The second thing – less important – is how I deal with the time when I am left alone with the telly and how I use this time. This generally occurs early to mid-morning, as I’m a fairly early riser where others are not. Here is the moment when I can catch up on some French movie delight. I’ve got the time, I’ve got the technology, let’s go! Except… nah!

What actually happens is that I flick around and land on whatever ancient movie the terrestrial channels happen to showing at that moment. I dip into things I have seen hundreds of times before. This year, for instance, one nine am rendezvous had me deep into The Towering Inferno, reflecting how Steve McQueen had gotten the meatier role. He was constantly leaping from one horrible scenario to the next. In one notable moment, he held onto a brave firefighter by his fingertips while a helicopter lowered the detached scenic lift they were on, slowly to the ground. After they were down, McQueen pumped the guy’s hand twice, like he had won the office raffle, then hopped straight  into a waiting red estate car and off to the next disaster. Incidentally, When that helicopter dropped him on the roof of that lift, how did it get close enough to the building to get him on there without the rotor blades shattering on the walls? Also, it was cruel in the extreme that poor con-man Fred Astaire magically found true love, moments before the lady who was the object of his affections fell solidly to her doom.

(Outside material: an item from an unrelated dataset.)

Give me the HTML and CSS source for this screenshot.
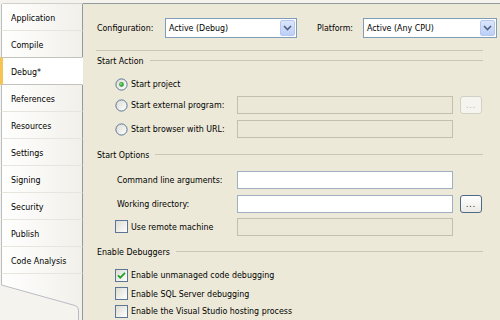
FILE: index.html
```html
<!DOCTYPE html>
<html lang="en">
<head>
    <meta charset="UTF-8">
    <title>Debug - Project Properties</title>
    <link rel="stylesheet" href="styles.css">
</head>
<body>
    <div class="window">

        <!-- Side tabs -->
        <div class="tabs">
            <ul class="tab-list">
                <li class="tab">Application</li>
                <li class="tab">Compile</li>
                <li class="tab active">Debug*</li>
                <li class="tab">References</li>
                <li class="tab">Resources</li>
                <li class="tab">Settings</li>
                <li class="tab">Signing</li>
                <li class="tab">Security</li>
                <li class="tab">Publish</li>
                <li class="tab">Code Analysis</li>
            </ul>
            <div class="tab-foot">
                <svg width="82" height="46" viewBox="0 0 82 46">
                    <defs>
                        <linearGradient id="footFill" x1="0" y1="0" x2="1" y2="0">
                            <stop offset="0" stop-color="#ffffff"/>
                            <stop offset="1" stop-color="#f1f0ea"/>
                        </linearGradient>
                    </defs>
                    <path d="M1.5 0 V11 L75 31.5 Q78.5 32.5 78.5 36 V46 H82 V0 Z" fill="url(#footFill)"/>
                    <path d="M1.5 0 V11 L75 31.5 Q78.5 32.5 78.5 36 V46" fill="none" stroke="#b9bdc3" stroke-width="1"/>
                </svg>
            </div>
        </div>

        <!-- Debug page -->
        <div class="panel">
            <div class="config-row">
                <span class="config-label">Configuration:</span>
                <div class="select config-select">
                    <span class="select-value">Active (Debug)</span>
                    <span class="select-btn">
                        <svg width="9" height="6" viewBox="0 0 9 6"><path d="M1 1 L4.5 4.5 L8 1" fill="none" stroke="#4d6185" stroke-width="1.6"/></svg>
                    </span>
                </div>
                <span class="platform-label">Platform:</span>
                <div class="select platform-select">
                    <span class="select-value">Active (Any CPU)</span>
                    <span class="select-btn">
                        <svg width="9" height="6" viewBox="0 0 9 6"><path d="M1 1 L4.5 4.5 L8 1" fill="none" stroke="#4d6185" stroke-width="1.6"/></svg>
                    </span>
                </div>
            </div>

            <div class="rule"></div>

            <!-- Start Action -->
            <div class="group-title title-action">Start Action</div>

            <div class="row row-project">
                <span class="option">
                    <svg class="radio" width="13" height="13" viewBox="0 0 13 13">
                        <defs>
                            <linearGradient id="radioFill" x1="0" y1="0" x2="1" y2="1">
                                <stop offset="0" stop-color="#dcdbd2"/>
                                <stop offset="1" stop-color="#ffffff"/>
                            </linearGradient>
                        </defs>
                        <circle cx="6.5" cy="6.5" r="5.6" fill="url(#radioFill)" stroke="#5d7597"/>
                        <circle cx="6.5" cy="6.5" r="2.4" fill="#3aa73a"/>
                        <circle cx="6" cy="6" r="1" fill="#8fd88f"/>
                    </svg>
                    Start project
                </span>
            </div>

            <div class="row row-external">
                <span class="option cell">
                    <svg class="radio" width="13" height="13" viewBox="0 0 13 13">
                        <circle cx="6.5" cy="6.5" r="5.6" fill="url(#radioFill)" stroke="#5d7597"/>
                    </svg>
                    Start external program:
                </span>
                <span class="field disabled"></span>
                <span class="browse disabled">...</span>
            </div>

            <div class="row row-url">
                <span class="option cell">
                    <svg class="radio" width="13" height="13" viewBox="0 0 13 13">
                        <circle cx="6.5" cy="6.5" r="5.6" fill="url(#radioFill)" stroke="#5d7597"/>
                    </svg>
                    Start browser with URL:
                </span>
                <span class="field disabled"></span>
            </div>

            <!-- Start Options -->
            <div class="group-title title-options">Start Options</div>

            <div class="row row-args">
                <span class="label cell">Command line arguments:</span>
                <span class="field"></span>
            </div>

            <div class="row row-workdir">
                <span class="label cell">Working directory:</span>
                <span class="field"></span>
                <span class="browse">...</span>
            </div>

            <div class="row row-remote">
                <span class="option cell">
                    <svg class="check" width="13" height="13" viewBox="0 0 13 13">
                        <defs>
                            <linearGradient id="checkFill" x1="0" y1="0" x2="1" y2="1">
                                <stop offset="0" stop-color="#dcdbd2"/>
                                <stop offset="1" stop-color="#ffffff"/>
                            </linearGradient>
                        </defs>
                        <rect x="0.5" y="0.5" width="12" height="12" fill="url(#checkFill)" stroke="#5d7597"/>
                    </svg>
                    Use remote machine
                </span>
                <span class="field disabled"></span>
            </div>

            <!-- Enable Debuggers -->
            <div class="group-title title-debuggers">Enable Debuggers</div>

            <div class="row check-row row-unmanaged">
                <span class="option">
                    <svg class="check" width="13" height="13" viewBox="0 0 13 13">
                        <rect x="0.5" y="0.5" width="12" height="12" fill="url(#checkFill)" stroke="#5d7597"/>
                        <path d="M3 6.3 L5.3 8.7 L10 3.9" fill="none" stroke="#21a121" stroke-width="1.8"/>
                    </svg>
                    Enable unmanaged code debugging
                </span>
            </div>

            <div class="row check-row row-sql">
                <span class="option">
                    <svg class="check" width="13" height="13" viewBox="0 0 13 13">
                        <rect x="0.5" y="0.5" width="12" height="12" fill="url(#checkFill)" stroke="#5d7597"/>
                    </svg>
                    Enable SQL Server debugging
                </span>
            </div>

            <div class="row check-row row-hosting">
                <span class="option">
                    <svg class="check" width="13" height="13" viewBox="0 0 13 13">
                        <rect x="0.5" y="0.5" width="12" height="12" fill="url(#checkFill)" stroke="#5d7597"/>
                    </svg>
                    Enable the Visual Studio hosting process
                </span>
            </div>
        </div>
    </div>
</body>
</html>
```

FILE: styles.css
```css
/* Reset */
* {
    margin: 0;
    padding: 0;
    box-sizing: border-box;
}

body {
    font-family: "DejaVu Sans Condensed", "DejaVu Sans", Tahoma, sans-serif;
    font-size: 8.8px;
    color: #000;
    background-color: #f4f3ee;
    width: 500px;
    height: 320px;
    overflow: hidden;
}

.window {
    display: flex;
    height: 320px;
}

/* Side tabs */
.tabs {
    width: 83px;
    display: flex;
    flex-direction: column;
    padding-top: 3px;
}

.tab-list {
    list-style: none;
    margin-left: 1px;
    border-top: 1px solid #cfd0cc;
    border-top-left-radius: 3px;
}

.tab {
    height: 27px;
    display: flex;
    align-items: center;
    padding-left: 9px;
    padding-top: 1px;
    background: linear-gradient(to right, #ffffff, #f1f0ea);
    border-left: 1px solid #b9bdc3;
    border-bottom: 1px solid #e6e5de;
    border-right: 1px solid #919b9c;
}

.tab.active {
    background: #fff;
    border-left: 3px solid #f6c453;
    margin-left: -1px;
    padding-left: 8px;
    border-bottom-color: #c3c3bb;
    border-right-color: #fff;
    margin-top: -1px;
    height: 28px;
    border-top: 1px solid #c3c3bb;
}

.tab-foot {
    flex: 1;
    border-right: 1px solid #919b9c;
    overflow: hidden;
}

.tab-foot svg {
    display: block;
}

/* Page panel */
.panel {
    flex: 1;
    margin-top: 3px;
    border-top: 1px solid #919b9c;
    background-color: #ece9d8;
    padding: 14px 0 0 13px;
    display: flex;
    flex-direction: column;
}

.config-row {
    display: flex;
    align-items: center;
    height: 20px;
}

.config-label {
    width: 69px;
    padding-left: 1px;
}

.platform-label {
    width: 46px;
    margin-left: 20px;
}

.select {
    height: 20px;
    display: flex;
    align-items: center;
    background: #fff;
    border: 1px solid #7f9db9;
}

.config-select {
    width: 132px;
}

.platform-select {
    width: 134px;
}

.select-value {
    flex: 1;
    padding-left: 3px;
}

.select-btn {
    width: 15px;
    height: 16px;
    margin-right: 1px;
    display: flex;
    align-items: center;
    justify-content: center;
    background: linear-gradient(#dce6fb, #bccff7);
    border: 1px solid #b6c8f0;
    border-radius: 2px;
}

.rule {
    width: 387px;
    height: 1px;
    margin-top: 12px;
    background-color: #cac7b6;
}

/* Group titles with the etched line */
.group-title {
    width: 387px;
    height: 14px;
    display: flex;
    align-items: center;
    padding-left: 1px;
}

.group-title::after {
    content: "";
    flex: 1;
    height: 1px;
    margin-left: 6px;
    background-color: #cac7b6;
}

.title-action {
    margin-top: 3px;
}

.title-options {
    margin-top: 10px;
}

.title-debuggers {
    margin-top: 9px;
}

/* Rows */
.row {
    display: flex;
    align-items: center;
    height: 18px;
}

.cell {
    width: 141px;
}

.option {
    display: flex;
    align-items: center;
    padding-left: 19px;
}

.option svg {
    margin-right: 3px;
    flex-shrink: 0;
}

.label {
    padding-left: 21px;
}

.row-project {
    margin-top: 8px;
}

.row-external {
    margin-top: 3px;
}

.row-url {
    margin-top: 6px;
}

.row-args {
    margin-top: 9px;
}

.row-workdir {
    margin-top: 6px;
}

.row-remote {
    margin-top: 5px;
}

.row-unmanaged {
    margin-top: 8px;
}

.row-sql {
    margin-top: 1px;
}

.field {
    width: 216px;
    height: 18px;
    background: #fff;
    border: 1px solid #9fb0c2;
}

.field.disabled {
    background: #ebe8d7;
    border-color: #c2bfae;
}

.browse {
    width: 22px;
    height: 18px;
    margin-left: 7px;
    display: flex;
    align-items: flex-end;
    justify-content: center;
    padding-bottom: 3px;
    font-size: 8px;
    letter-spacing: 1px;
    line-height: 1;
    border: 1px solid #4e6a85;
    border-radius: 3px;
    background: linear-gradient(#ffffff, #ebeae4);
}

.browse.disabled {
    color: #b3b0a2;
    border-color: #d2d0c4;
    background: #f5f4ef;
}
```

My Fair Lady (aged poorly), The Poseidon Adventure (belligerent), Willy Wonka (great first 30 mins), Fiddler on the Roof (downer), Bridge on the River Kwai (wide widescreen), An Affair to Remember (ends abruptly). These are the type of films, or part of films that make up my Christmas viewing. The promised new releases will be seen in small doses through the coming year. Twelve months behind everyone else but who cares?

The upshot of it all is this. The things I do when I inevitably fail to do the things I thought I’d do at Christmas. Well… they are the very best things of all.